Baca juga: Dorong Pertumbuhan UMKM, Pembiayaan BSI Jangan Terpaku Angka Tapi Tekankan Kualitas
Lebih lanjut, ia menjelaskan, ada tiga hal untuk memperkuat peluang pembiayaan UMKM.
“Pertama, inovasi dalam pembiayaan UMKM memperluas alternatif model bisnis pembiayaan yang sejalan dengan kebutuhan UMKM serta sejalan dengan risk appetite Lembaga Keuangan,” imbuhnya.
Kedua, sambung Juda, digitalisasi tak hanya dari sisi pemasaran dan pembayaran tetapi juga pencatatan keuangan dan pembiayaannya. Dan ketiga adalah pentingnya akses terhadap informasi untuk mengurangi informasi asimetris antara Lembaga Keuangan dengan UMKM serta akses pasar.

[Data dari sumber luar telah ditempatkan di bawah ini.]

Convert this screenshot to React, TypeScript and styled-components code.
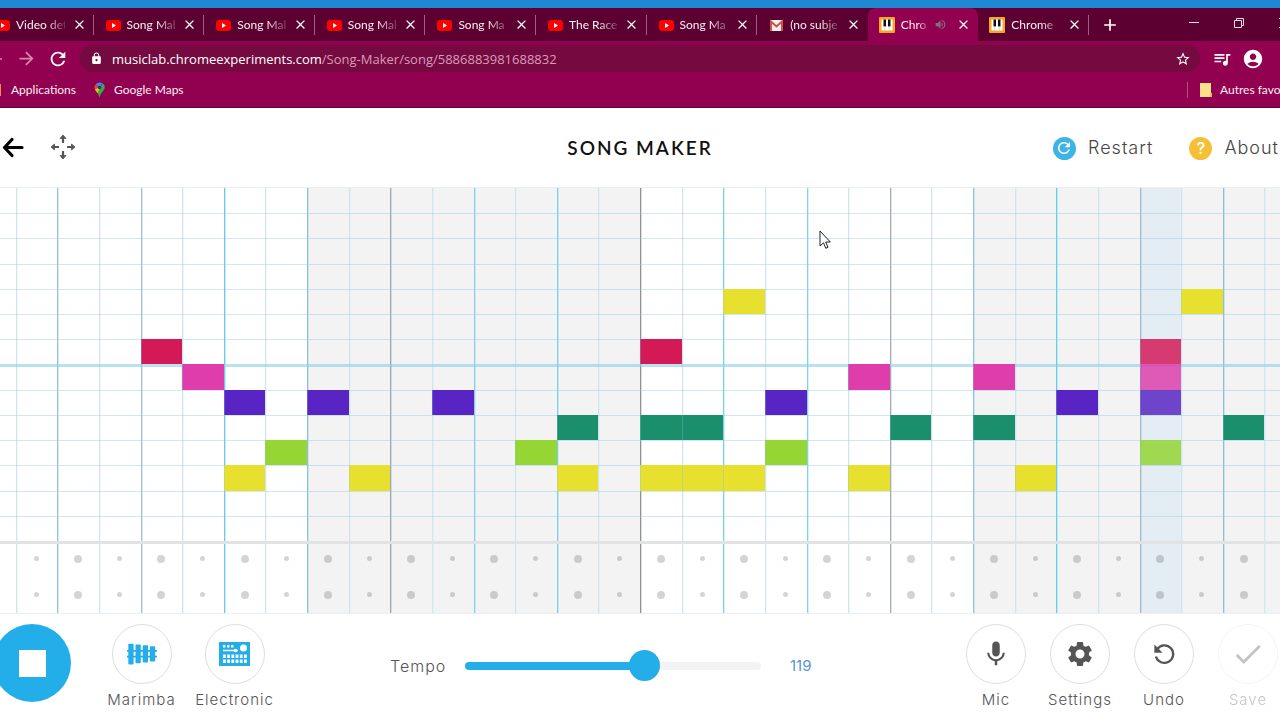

Baca juga: Tips Pelaku UMKM untuk Mendapatkan Pembiayaan
Prospek cerah
Pada kesempatan yang sama, Deputi Komisioner OJK, Friderica Widyasari Dewi, memandang, cerah prospek pembiayaan UMKM. Porsi kredit perbankan kepada UMKM pada April 2024 hingga saat ini, menurutnya, masih sebesar 7,3% atau di bawah Rp1.400 triliun, sehingga terdapat peluang bagi Lembaga pembiayaan untuk mencapai Rasio Pembiayaan Inklusif Makroprudensial (RPIM) sebesar 30%.
“Namun potensi itu menjumpai tantangan UMKM yaitu permodalan dan SDM. Sinergi antar otoritas akan memberikan dampak besar bagi UMKM agar menjadi pilar utama ekonomi," ujar Friderica.
Kajian itu diharapkan memperluas cakupan alternatif untuk mencapai RPIM tersebut. Kajian mengidentifikasi dan mengonfirmasi pembiayaan generik yang dapat dimanfaatkan lembaga keuangan sebagai alternatif.
Friderica mengatakan temuan utama dari kajian itu adalah pentingnya akuisisi data nasabah dengan cara inovatif untuk mengurangi informasi asimetris antara UMKM dan lembaga keuangan.
“Implementasinya adalah pemanfaatan data konvensional dan alternatif untuk menentukan kelayakan debitur, serta pentingnya peran stakeholders dalam ekosistem pembiayaan digital,” jelasnya lagi.
Lembaga keuangan dapat menggunakan big data analytics yang dipadukan dengan machine learning untuk memprediksi repayment capacity calon debitur.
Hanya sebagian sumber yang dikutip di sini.